Geospatial technologies
- PRODES (Brazilian National Institute for Space Research) uses Landsat-based annual deforestation mapping — official government data
- DETER (real-time detection) provides monthly alerts enabling enforcement response
- Global Forest Watch (Hansen/UMD) provides near-real-time Landsat/Sentinel alerts at 30 m resolution
- Effectiveness: near-real-time detection is highly effective at identifying clearing events; enforcement response depends on political will and resourcing
Local/national responses
- Brazil’s PPCDAM (Action Plan for the Prevention and Control of Deforestation in the Amazon) reduced deforestation by ~70% from peak 2004 levels by 2012 through enforcement, monitoring, and economic instruments
- Municipal “green municipality” programmes
- Lula government (2023–) committed to zero deforestation by 2030 and restored enforcement
Global response: REDD+ (UN Framework on Reducing Emissions from Deforestation and Forest Degradation) — pays developing nations for verified carbon stored in standing forests; Norway–Brazil Amazon Fund (~\$1 billion pledged).

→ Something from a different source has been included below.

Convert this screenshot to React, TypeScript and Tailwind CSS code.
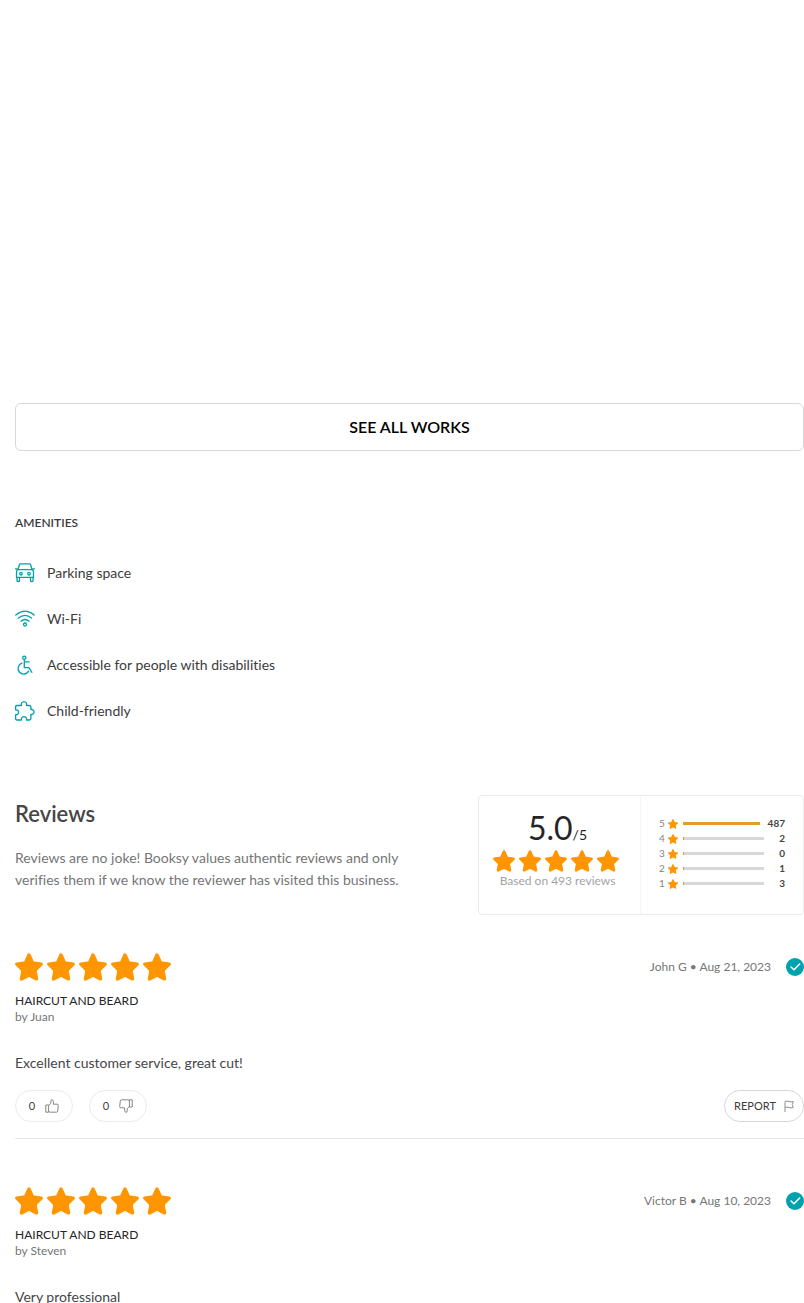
import type { ReactNode } from 'react';

const amenities: { label: string; icon: ReactNode }[] = [
    {
        label: 'Parking space',
        icon: (
            <>
                <path d="M3 6.500 4.400 1.700Q4.700.8 5.500.8h9q.8 0 1.100.9L17 6.500" />
                <path d="M.5 5.800h1.800M17.700 5.800h1.800M2.700 6.600h14.600q1.200 1 1.200 2.600v5.200h-17V9.200q0-1.600 1.200-2.600z" />
                <path d="M2 14.400v3.400q0 .7.7.7h1.100q.7 0 .7-.7v-3.400M15.500 14.400v3.400q0 .7.7.7h1.100q.7 0 .7-.7v-3.400" />
                <circle cx="6" cy="10.700" r="1.300" />
                <circle cx="14" cy="10.700" r="1.300" />
            </>
        ),
    },
    {
        label: 'Wi-Fi',
        icon: (
            <>
                <path d="M.8 6Q10-1.600 19.200 6M3.400 9q6.600-5.400 13.200 0M6 12.200q4-3.400 8 0" />
                <circle cx="10" cy="15.500" r="1.500" />
            </>
        ),
    },
    {
        label: 'Accessible for people with disabilities',
        icon: (
            <>
                <circle cx="9.300" cy="2.700" r="1.600" />
                <path d="M9.300 4.300v8.400h4.600l3 4.600M9.300 6.800h4.900M7 8.100a5.600 5.600 0 1 0 6.600 8" />
            </>
        ),
    },
    {
        label: 'Child-friendly',
        icon: (
            <path d="M6.500 4.500a2.700 2.700 0 1 1 4.900 0h3.100q1.400 0 1.400 1.400v2.700a2.500 2.500 0 1 1 0 4.800v4.200q0 1.400-1.400 1.400h-3a2.600 2.600 0 1 0-5 0h-4.600q-1.300 0-1.300-1.400v-3.900a2.500 2.500 0 1 0 0-4.900V5.900q0-1.400 1.400-1.400z" />
        ),
    },
];

const ratings = [
    { stars: 5, count: 487 },
    { stars: 4, count: 2 },
    { stars: 3, count: 0 },
    { stars: 2, count: 1 },
    { stars: 1, count: 3 },
];

const reviews = [
    {
        author: 'John G',
        date: 'Aug 21, 2023',
        staff: 'Juan',
        text: 'Excellent customer service, great cut!',
        votes: { up: 0, down: 0 },
    },
    { author: 'Victor B', date: 'Aug 10, 2023', staff: 'Steven', text: 'Very professional' },
];

const total = 493;

function Star({ className }: { className: string }) {
    return (
        <svg viewBox="0 0 28 28" aria-hidden="true" className={`${className} shrink-0 fill-[#ff9500] stroke-[#ff9500]`}>
            <path
                d="M14 2 17.600 10 26.200 11.100 20 17.200 21.500 25.900 14 21.900 6.500 25.900 8 17.200 1.800 11.100 10.400 10z"
                strokeWidth="3.400"
                strokeLinejoin="round"
            />
        </svg>
    );
}

function Thumb({ down = false }: { down?: boolean }) {
    return (
        <svg
            viewBox="0 0 14 14"
            aria-hidden="true"
            className={`size-3.5 fill-none stroke-[#858686] ${down ? 'rotate-180' : ''}`}
            strokeLinejoin="round"
        >
            <path d="M.8 6h2.800v7.200H.8zM3.600 6.400 5.900 4.300V1.600Q5.900.7 6.800.7q1.600 0 1.600 2v2.500h3.800q1.200 0 1.100 1.200l-.6 5.700q-.1 1.100-1.200 1.100H5.200l-1.600-.7" />
        </svg>
    );
}

function Verified() {
    return (
        <svg viewBox="0 0 18 18" role="img" aria-label="Verified" className="size-[18px] fill-none">
            <circle cx="9" cy="9" r="9" fill="#00a3ad" />
            <path d="m5 9 3 2.800 5.700-5.800" stroke="#fff" strokeWidth="1.500" strokeLinecap="round" />
        </svg>
    );
}

function Summary() {
    return (
        <div className="grid h-[120px] w-[326px] shrink-0 grid-cols-2 rounded border border-[#ebebeb]">
            <div className="flex flex-col items-center border-r border-[#f5f5f5] pt-4 pr-1">
                <p className="text-[#252525]">
                    <span className="text-[32px] leading-8">5.0</span>
                    <span className="text-sm leading-none">/5</span>
                </p>
                <div className="mt-1 flex gap-1 pr-1">
                    {ratings.map((r) => (
                        <Star key={r.stars} className="size-[22px]" />
                    ))}
                </div>
                <p className="text-xs leading-[18px] text-[#a3a3a3]">Based on {total} reviews</p>
            </div>
            <ul className="pt-5 pr-[18px] pl-[18px]">
                {ratings.map((r) => (
                    <li key={r.stars} className="flex h-[15px] items-center text-[10px]">
                        <span className="w-[9px] text-[#858585]">{r.stars}</span>
                        <Star className="size-2.5" />
                        <div className="mr-2 ml-[5px] h-[3px] flex-1 bg-[#d8d8d8]">
                            <div
                                className="h-full min-w-px bg-[#e39b2d]"
                                style={{ width: r.count > total / 2 ? '100%' : `${(r.count / total) * 100}%` }}
                            />
                        </div>
                        <span className="min-w-[13px] text-right font-bold text-[#454647]">{r.count}</span>
                    </li>
                ))}
            </ul>
        </div>
    );
}

export default function App() {
    return (
        <main className="min-h-screen bg-white pl-[15px] font-['Lato','Liberation_Sans',sans-serif] text-[#3c3c3c] [font-variant-ligatures:none]">
            {/* WORKS */}
            <section className="pt-[403px]">
                <button className="h-12 w-full rounded-md border border-[#d8d8d8] text-base font-semibold text-black">
                    SEE ALL WORKS
                </button>
            </section>

            {/* AMENITIES */}
            <section className="pt-16">
                <h2 className="text-xs leading-4 font-semibold">AMENITIES</h2>
                <ul className="mt-8 flex flex-col gap-[26px]">
                    {amenities.map((item) => (
                        <li key={item.label} className="flex items-center gap-3 text-sm">
                            <svg
                                viewBox="0 0 20 20"
                                aria-hidden="true"
                                className="size-5 fill-none stroke-[#00a3ad]"
                                strokeWidth="1.300"
                                strokeLinecap="round"
                                strokeLinejoin="round"
                            >
                                {item.icon}
                            </svg>
                            {item.label}
                        </li>
                    ))}
                </ul>
            </section>

            {/* REVIEWS */}
            <section className="pt-[74px]">
                <div className="flex justify-between gap-4">
                    <div className="pt-1">
                        <h2 className="text-[22px] leading-[30px] font-semibold text-[#454647]">Reviews</h2>
                        <p className="mt-[18px] max-w-[410px] text-sm leading-[22px] text-[#757676]">
                            Reviews are no joke! Booksy values authentic reviews and only verifies them if we know the
                            reviewer has visited this business.
                        </p>
                    </div>
                    <Summary />
                </div>

                <div className="mt-[38px] flex flex-col gap-12">
                    {reviews.map((review) => (
                        <article key={review.author} className="border-[#e8e8e8] not-last:border-b not-last:pb-4">
                            <div className="flex items-center justify-between">
                                <div className="flex gap-1">
                                    {ratings.map((r) => (
                                        <Star key={r.stars} className="size-7" />
                                    ))}
                                </div>
                                <div className="flex items-center gap-[15px] text-xs text-[#757676]">
                                    <span>
                                        {review.author} • {review.date}
                                    </span>
                                    <Verified />
                                </div>
                            </div>
                            <h3 className="mt-3 text-xs leading-4 text-[#252525]">HAIRCUT AND BEARD</h3>
                            <p className="text-xs leading-4 text-[#757676]">by {review.staff}</p>
                            <p className="mt-7 text-sm text-[#454647]">{review.text}</p>
                            {review.votes && (
                                <div className="mt-[17px] flex items-center gap-4 text-[11px]">
                                    <button
                                        aria-label="Helpful"
                                        className="flex h-8 w-[58px] items-center justify-center gap-2.5 rounded-full border border-[#ebebeb]"
                                    >
                                        {review.votes.up} <Thumb />
                                    </button>
                                    <button
                                        aria-label="Not helpful"
                                        className="flex h-8 w-[58px] items-center justify-center gap-2.5 rounded-full border border-[#ebebeb]"
                                    >
                                        {review.votes.down} <Thumb down />
                                    </button>
                                    <button className="ml-auto flex h-8 w-20 items-center justify-center gap-2 rounded-full border border-[#d8d8d8]">
                                        REPORT
                                        <svg
                                            viewBox="0 0 10 12"
                                            aria-hidden="true"
                                            className="h-3 w-2.5 fill-none stroke-[#909090]"
                                        >
                                            <path d="M1 12V1.500q2-1 4 0 2 .8 4.300 0L8.300 4.500l1 3q-2.300.8-4.300 0-2-.8-4 0" />
                                        </svg>
                                    </button>
                                </div>
                            )}
                        </article>
                    ))}
                </div>
            </section>
        </main>
    );
}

KEY TAKEAWAY: Effective case studies address location, causes, all three impact dimensions (environment, economy, society), geospatial technologies used, and responses at multiple scales. Build your own case studies using this framework.
EXAM TIP: VCAA examiners reward specificity. Name the glacier, state the deforestation rate, identify the geospatial technology by name. Vague references to “a place in South America” or “satellites” are penalised.
VCAA FOCUS: You may use any two valid locations. The case studies above are model examples. Whatever locations you study in class, ensure you can address all five dot points for each.